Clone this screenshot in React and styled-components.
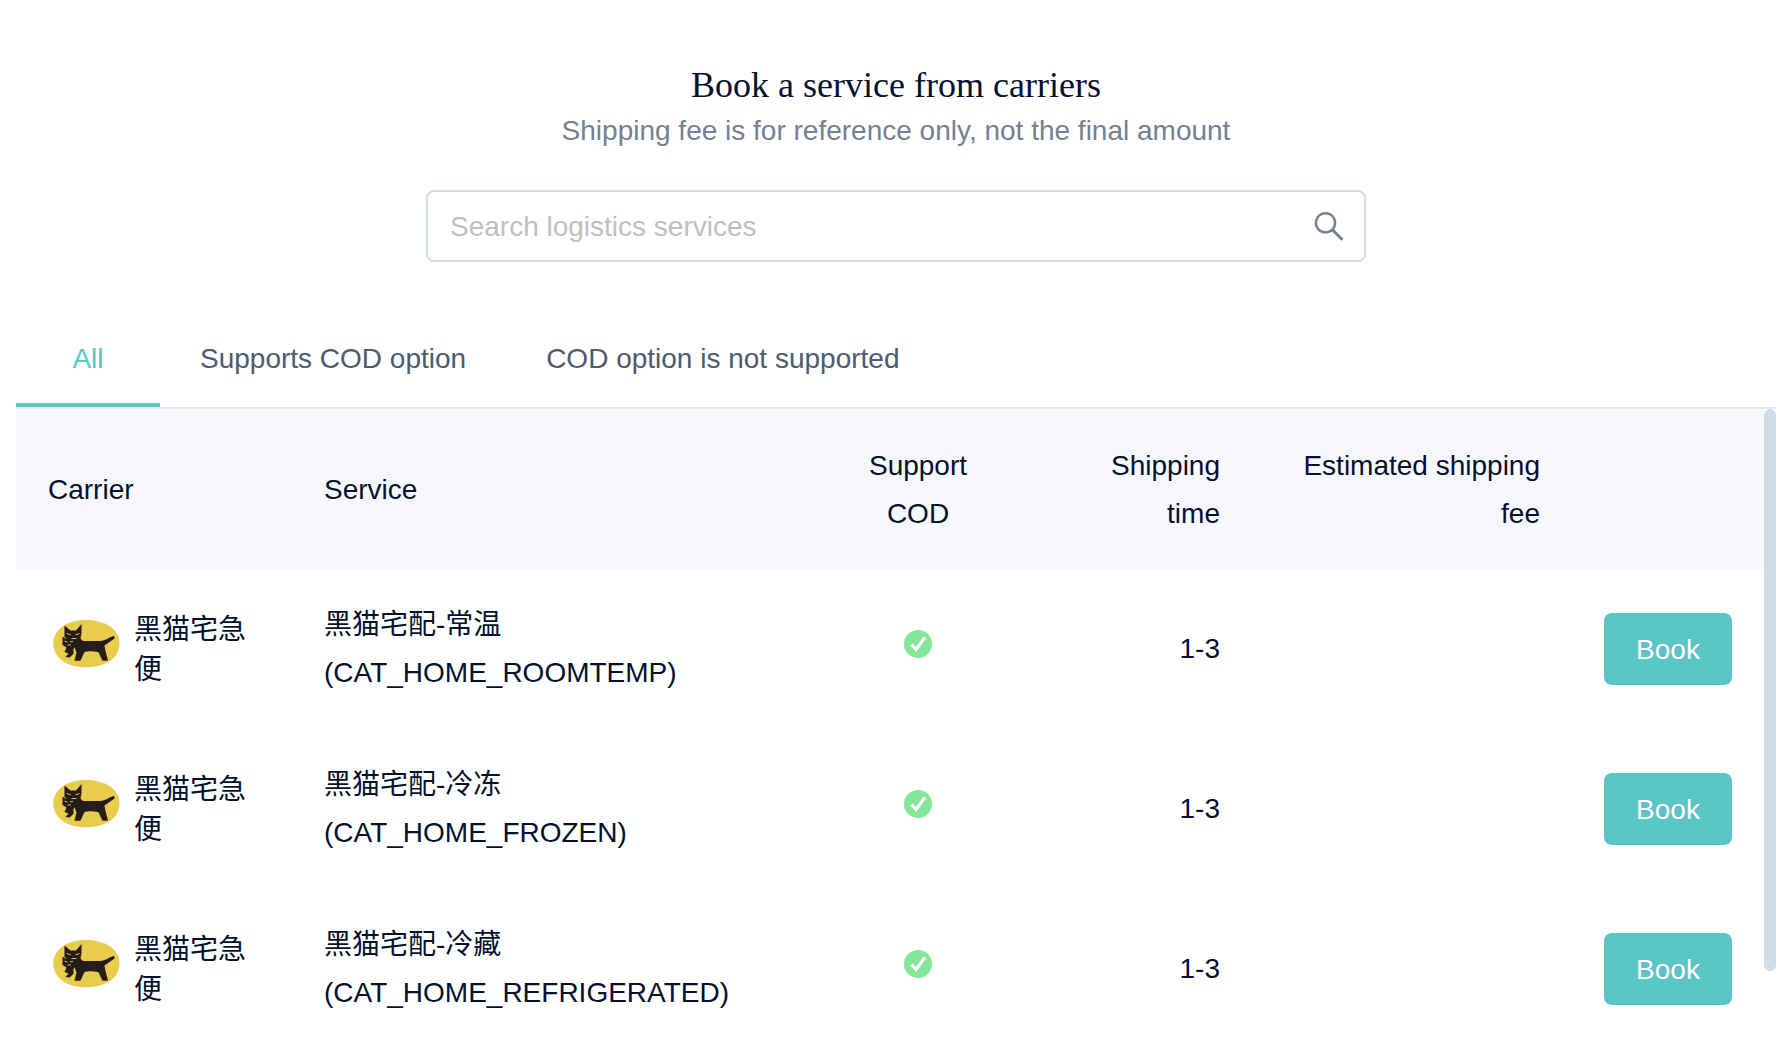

* * *

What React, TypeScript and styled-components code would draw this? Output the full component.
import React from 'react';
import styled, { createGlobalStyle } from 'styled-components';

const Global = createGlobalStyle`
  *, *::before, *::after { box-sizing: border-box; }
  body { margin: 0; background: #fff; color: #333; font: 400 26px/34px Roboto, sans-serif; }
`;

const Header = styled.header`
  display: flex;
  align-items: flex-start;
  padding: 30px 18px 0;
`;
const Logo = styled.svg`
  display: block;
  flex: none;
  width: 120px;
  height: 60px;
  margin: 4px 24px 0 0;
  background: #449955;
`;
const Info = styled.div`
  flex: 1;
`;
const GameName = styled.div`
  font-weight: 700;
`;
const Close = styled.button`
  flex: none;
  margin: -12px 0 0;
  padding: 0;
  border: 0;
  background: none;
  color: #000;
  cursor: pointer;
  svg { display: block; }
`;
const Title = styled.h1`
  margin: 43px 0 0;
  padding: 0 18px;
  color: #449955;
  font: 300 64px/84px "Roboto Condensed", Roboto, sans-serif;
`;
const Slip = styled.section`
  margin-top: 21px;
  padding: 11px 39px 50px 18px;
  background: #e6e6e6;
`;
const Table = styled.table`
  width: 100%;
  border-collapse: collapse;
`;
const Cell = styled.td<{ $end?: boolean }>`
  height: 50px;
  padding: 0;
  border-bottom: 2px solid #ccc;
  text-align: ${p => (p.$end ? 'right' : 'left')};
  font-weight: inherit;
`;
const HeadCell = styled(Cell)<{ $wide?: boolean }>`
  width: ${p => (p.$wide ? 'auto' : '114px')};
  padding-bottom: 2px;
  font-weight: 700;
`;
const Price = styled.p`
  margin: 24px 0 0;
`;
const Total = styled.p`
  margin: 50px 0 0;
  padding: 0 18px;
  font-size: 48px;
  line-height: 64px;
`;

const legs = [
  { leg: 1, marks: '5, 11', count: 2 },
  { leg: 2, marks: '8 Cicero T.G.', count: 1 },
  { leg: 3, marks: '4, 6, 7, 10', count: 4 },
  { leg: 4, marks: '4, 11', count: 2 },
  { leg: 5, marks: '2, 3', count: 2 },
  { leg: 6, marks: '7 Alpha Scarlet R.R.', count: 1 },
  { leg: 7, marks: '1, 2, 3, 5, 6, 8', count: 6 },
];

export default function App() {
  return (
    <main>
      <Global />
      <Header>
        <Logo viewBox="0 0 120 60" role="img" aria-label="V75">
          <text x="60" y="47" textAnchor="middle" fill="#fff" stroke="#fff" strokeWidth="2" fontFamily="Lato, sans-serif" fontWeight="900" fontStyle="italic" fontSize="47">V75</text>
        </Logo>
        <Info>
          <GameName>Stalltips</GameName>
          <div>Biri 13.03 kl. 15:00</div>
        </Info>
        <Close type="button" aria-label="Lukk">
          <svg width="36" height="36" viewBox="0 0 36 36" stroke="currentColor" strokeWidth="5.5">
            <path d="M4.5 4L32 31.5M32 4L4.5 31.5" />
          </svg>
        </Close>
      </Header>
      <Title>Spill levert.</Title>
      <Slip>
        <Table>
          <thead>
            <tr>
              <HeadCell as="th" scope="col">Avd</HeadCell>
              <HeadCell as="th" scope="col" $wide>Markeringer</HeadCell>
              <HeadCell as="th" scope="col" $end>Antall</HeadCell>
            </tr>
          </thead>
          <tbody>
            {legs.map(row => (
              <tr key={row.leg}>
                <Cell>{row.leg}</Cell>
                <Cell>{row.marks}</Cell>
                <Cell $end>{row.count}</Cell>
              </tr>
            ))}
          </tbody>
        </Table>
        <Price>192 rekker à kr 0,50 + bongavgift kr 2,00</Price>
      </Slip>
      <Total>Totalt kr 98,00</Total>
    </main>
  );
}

» Work to do: Find each line holding the word "React" and copy it.

» Solution for this task:
Clone this screenshot in React and styled-components.
What React, TypeScript and styled-components code would draw this? Output the full component.
import React from 'react';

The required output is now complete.